Number of Resected Lymph Nodes
Totally, 15 studies including 3009 patients reported the comparative outcomes of number of resected lymph nodes, which were 17.28±9.46 and 18.31±10.17 in U-VATS and M-VATS groups, respectively. There was no significant difference in number of resected lymph nodes between U-VATS and M-VATS group (SMD=0.03, 95%CI= (-0.08, 0.13), P=0.62, Figure 2c). These results were further confirmed in the PSM&RCT subgroup (SMD=0.03, 95%CI = (-0.08, 0.14)). Random-effect model was used due to the moderate heterogeneity (I2=25%，P=0.20).
In all, there were 13 studies including 2733 patients reporting conversion rate, which was defined as the rate of conversion to thoracotomy or need extra incisions. In U-VATS group, the total conversion rate was 6.18%, while the total value was 4.34% in M-VATS group. The meta-analysis result of conversion rate showed that there was no significant difference between U-VATS and M-VATS group (OR=1.27, 95%CI= (0.83, 1.94), Figure 2d). Fixed-effect model was used due to the low heterogeneity (I2=13%, P=0.32).
Drainage duration was defined as the period of time from the operation date to the extubation date. A total of 18 studies with a combination of 2743 patients provided comparative data on the length of drainage. The overall duration of drainage was 3.90±2.94 days and 4.44±3.12 days in U-VATS and M-VATS group, respectively. There was no significant difference between these two groups in drainage duration (SMD=-0.13, 95%CI = (-0.27, 0.02), P=0.09, Figure 3a). These results were further confirmed in the PSM&RCT subgroup (SMD=-0.12, 95%CI = (-0.30, 0.07)). Random-effect model was used due to the high heterogeneity (I2= 68%, P<0.01).
Length of postoperative stay
There were totally 12 studies including 2490 patients reporting length of postoperative stay. The overall postoperative hospital stay was 5.67±4.00 days in U-VATS group and 7.25±5.10 days in M-VATS group. The present meta-analysis indicated that the length of postoperative stay has no significant difference between U-VATS and M-VATS group (SMD=-0.37, 95%CI= (-0.81, 0.08), P=0.22, Figure 3b). According to subgroup analysis, length of postoperative stay in PSM&RCT group was (SMD=-0.01, 95%CI = (-0.18, 0.16)). By the virtue of moderate heterogeneity (I2=64%, P<0.01), random-effect model was applied to this analysis.
Pain in POD1
A total of 5 studies including 547 patients provided comparative outcomes on pain scoring in postoperative day 1 (POD1). All these five included studies utilized the visual analogue scale (VAS) to evaluate pain in POD1, and the overall value of VAS was 3.94±1.68 and 3.59±2.76 in U-VATS and M-VATS group, respectively. Since all these studies utilized the same method to assess pain in POD1, the effective valuables of pain in POD 1 were estimated by WMD. The present meta-analysis indicated that the value of VAS has no significant difference between U-VATS and M-VATS group (WMD=-0.78, 95%CI= (-1.61, 0.05), P=0.07, Figure 3c). Random-effect model was applied due to the high heterogeneity (I2=97%, p<0.01).
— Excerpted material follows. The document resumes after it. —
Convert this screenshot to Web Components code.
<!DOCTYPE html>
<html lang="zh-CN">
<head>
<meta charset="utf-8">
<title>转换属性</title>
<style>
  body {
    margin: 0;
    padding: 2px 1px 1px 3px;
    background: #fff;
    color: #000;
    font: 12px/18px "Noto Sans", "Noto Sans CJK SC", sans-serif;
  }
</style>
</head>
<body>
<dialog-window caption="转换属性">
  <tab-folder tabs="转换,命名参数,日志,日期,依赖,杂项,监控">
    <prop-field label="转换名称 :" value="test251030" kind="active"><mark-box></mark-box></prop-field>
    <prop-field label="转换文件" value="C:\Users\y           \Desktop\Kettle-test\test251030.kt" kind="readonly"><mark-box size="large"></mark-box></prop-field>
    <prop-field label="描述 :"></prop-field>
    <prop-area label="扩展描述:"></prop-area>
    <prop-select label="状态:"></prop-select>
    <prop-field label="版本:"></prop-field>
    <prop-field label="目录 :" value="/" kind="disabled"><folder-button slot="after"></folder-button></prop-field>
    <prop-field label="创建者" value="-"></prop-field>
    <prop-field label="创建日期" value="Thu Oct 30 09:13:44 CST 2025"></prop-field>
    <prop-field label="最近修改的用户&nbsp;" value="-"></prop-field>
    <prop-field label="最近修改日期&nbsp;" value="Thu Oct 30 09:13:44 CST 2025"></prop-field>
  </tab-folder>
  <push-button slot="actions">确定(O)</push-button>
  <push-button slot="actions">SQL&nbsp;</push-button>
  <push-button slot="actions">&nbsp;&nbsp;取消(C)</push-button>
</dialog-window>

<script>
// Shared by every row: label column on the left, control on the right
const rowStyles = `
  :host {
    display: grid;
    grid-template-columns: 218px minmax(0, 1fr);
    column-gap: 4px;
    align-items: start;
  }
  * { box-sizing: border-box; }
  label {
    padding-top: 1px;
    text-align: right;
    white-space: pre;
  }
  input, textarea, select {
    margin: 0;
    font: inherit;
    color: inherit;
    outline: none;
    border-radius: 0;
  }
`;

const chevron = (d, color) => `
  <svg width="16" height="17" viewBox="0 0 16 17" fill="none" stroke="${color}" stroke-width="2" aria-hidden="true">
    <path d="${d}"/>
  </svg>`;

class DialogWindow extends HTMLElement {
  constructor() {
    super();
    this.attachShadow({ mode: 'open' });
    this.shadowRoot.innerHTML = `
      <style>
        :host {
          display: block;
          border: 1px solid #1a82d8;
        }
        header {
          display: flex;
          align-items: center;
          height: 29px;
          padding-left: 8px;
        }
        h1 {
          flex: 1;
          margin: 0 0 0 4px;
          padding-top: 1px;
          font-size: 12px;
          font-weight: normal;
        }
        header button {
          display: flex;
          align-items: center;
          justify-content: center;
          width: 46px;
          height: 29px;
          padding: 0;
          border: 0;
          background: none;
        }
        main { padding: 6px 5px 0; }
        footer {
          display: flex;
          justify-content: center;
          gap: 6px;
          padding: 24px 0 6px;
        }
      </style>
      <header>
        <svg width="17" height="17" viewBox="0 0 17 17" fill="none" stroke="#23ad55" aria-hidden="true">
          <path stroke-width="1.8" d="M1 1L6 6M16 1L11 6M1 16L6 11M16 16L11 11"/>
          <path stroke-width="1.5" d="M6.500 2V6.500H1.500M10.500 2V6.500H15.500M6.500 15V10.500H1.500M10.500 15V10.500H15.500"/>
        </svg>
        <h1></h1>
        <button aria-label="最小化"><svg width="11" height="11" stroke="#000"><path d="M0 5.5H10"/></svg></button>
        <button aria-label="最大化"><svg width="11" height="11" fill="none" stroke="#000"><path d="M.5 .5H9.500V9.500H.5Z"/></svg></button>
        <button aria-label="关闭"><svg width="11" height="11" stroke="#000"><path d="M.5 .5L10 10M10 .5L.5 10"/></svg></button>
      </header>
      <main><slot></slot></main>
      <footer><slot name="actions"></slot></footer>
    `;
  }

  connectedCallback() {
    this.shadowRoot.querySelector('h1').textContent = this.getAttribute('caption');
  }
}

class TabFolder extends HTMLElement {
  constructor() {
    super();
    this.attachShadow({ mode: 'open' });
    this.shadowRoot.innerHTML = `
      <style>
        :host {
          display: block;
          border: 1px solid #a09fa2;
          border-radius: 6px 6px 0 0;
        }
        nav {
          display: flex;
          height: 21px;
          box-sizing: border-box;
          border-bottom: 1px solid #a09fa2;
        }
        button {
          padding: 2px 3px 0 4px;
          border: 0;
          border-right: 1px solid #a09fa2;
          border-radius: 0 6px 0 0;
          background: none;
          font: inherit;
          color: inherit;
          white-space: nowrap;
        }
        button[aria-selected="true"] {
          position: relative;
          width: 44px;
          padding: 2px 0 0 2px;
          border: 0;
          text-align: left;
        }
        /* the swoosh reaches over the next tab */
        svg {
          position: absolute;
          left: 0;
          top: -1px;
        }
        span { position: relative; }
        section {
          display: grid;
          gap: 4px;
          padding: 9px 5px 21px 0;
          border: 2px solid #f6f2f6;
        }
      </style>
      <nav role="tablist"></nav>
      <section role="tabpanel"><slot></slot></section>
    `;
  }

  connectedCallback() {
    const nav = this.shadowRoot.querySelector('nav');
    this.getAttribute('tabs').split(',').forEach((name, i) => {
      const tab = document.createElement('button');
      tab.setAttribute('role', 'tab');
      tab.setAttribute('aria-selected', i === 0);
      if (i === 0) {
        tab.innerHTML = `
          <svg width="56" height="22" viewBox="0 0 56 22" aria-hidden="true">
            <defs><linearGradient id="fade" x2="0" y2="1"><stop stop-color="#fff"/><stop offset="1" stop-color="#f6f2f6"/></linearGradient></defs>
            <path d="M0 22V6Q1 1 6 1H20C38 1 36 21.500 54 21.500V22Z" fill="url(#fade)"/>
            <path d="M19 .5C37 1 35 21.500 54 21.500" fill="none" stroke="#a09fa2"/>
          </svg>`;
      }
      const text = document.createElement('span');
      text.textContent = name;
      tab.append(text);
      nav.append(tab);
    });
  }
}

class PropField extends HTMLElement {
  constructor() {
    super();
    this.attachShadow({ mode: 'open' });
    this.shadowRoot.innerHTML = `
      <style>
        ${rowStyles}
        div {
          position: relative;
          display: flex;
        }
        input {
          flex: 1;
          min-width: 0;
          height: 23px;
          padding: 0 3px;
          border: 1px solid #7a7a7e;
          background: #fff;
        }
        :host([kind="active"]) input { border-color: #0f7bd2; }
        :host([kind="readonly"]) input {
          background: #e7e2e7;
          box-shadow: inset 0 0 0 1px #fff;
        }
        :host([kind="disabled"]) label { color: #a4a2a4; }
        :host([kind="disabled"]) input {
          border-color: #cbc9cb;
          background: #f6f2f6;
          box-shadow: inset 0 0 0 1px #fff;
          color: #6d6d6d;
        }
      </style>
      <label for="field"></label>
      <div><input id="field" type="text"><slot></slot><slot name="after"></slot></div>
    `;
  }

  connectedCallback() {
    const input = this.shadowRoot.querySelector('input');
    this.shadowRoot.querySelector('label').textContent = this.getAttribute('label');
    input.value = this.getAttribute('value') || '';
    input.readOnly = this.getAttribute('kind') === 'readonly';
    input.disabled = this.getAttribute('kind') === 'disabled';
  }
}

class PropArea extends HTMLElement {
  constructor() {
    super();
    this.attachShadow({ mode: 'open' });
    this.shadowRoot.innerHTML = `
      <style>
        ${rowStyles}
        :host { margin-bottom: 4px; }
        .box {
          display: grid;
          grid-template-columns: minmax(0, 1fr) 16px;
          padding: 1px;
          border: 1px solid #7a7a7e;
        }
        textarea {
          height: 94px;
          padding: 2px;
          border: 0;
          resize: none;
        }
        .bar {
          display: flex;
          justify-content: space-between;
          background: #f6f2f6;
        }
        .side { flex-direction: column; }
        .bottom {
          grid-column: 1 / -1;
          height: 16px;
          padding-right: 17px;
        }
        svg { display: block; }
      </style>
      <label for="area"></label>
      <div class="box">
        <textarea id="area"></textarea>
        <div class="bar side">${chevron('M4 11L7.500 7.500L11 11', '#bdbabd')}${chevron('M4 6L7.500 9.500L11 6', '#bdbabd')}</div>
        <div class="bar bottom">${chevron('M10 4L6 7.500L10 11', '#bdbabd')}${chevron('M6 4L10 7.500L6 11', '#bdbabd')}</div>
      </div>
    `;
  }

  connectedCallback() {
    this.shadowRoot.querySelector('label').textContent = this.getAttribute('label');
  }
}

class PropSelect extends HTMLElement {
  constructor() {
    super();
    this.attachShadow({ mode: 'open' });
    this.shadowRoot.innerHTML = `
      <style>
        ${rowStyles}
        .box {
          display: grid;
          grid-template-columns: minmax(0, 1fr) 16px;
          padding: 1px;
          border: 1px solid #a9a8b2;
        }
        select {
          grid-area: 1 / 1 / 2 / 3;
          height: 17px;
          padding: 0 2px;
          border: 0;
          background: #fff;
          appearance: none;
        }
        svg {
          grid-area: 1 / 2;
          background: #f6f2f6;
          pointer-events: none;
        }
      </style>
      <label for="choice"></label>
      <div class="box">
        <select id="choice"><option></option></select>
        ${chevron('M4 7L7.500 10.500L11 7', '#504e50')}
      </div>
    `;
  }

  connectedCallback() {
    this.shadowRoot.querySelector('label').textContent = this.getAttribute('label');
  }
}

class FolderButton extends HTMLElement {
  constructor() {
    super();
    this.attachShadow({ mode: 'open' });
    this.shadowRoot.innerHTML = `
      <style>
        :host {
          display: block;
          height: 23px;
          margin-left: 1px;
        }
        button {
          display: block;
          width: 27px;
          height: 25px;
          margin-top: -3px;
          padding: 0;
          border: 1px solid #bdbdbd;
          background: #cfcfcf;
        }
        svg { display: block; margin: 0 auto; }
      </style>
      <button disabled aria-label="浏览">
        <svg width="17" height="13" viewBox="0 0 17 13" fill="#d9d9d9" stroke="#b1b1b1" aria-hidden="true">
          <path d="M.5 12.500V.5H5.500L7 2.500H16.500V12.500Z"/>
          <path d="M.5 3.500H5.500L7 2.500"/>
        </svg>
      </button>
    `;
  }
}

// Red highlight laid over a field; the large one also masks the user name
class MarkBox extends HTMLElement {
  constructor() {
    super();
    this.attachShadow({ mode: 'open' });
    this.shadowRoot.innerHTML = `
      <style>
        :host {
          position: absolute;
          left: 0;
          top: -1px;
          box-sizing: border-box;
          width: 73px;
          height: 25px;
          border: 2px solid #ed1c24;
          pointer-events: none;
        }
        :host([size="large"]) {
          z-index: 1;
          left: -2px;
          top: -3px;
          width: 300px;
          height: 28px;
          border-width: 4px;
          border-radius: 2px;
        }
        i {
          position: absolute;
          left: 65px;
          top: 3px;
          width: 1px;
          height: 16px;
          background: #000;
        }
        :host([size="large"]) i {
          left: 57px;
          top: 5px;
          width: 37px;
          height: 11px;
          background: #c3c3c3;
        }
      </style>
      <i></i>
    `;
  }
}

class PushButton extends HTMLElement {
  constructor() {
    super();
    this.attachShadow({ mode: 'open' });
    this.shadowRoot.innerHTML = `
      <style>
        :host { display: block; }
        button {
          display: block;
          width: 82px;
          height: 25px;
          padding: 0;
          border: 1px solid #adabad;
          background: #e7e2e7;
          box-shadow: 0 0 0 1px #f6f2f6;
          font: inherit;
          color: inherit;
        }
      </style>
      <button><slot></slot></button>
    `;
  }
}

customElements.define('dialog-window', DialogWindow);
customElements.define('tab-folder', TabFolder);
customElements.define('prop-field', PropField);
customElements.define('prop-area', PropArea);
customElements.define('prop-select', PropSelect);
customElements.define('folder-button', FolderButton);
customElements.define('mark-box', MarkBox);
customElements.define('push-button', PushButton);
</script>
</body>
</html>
Funnel plots were utilized to graphically describe the publication bias of included studies in operation time, blood loss, number of resected lymph nodes, conversion rate, drainage duration, and length of postoperative stay. All funnel plots (See in Supplementary materials) showed a good symmetric distribution. Then Egger’s test and Begg’s test were used to quantize the publication bias, which demonstrated that there was no significant bias in each outcome.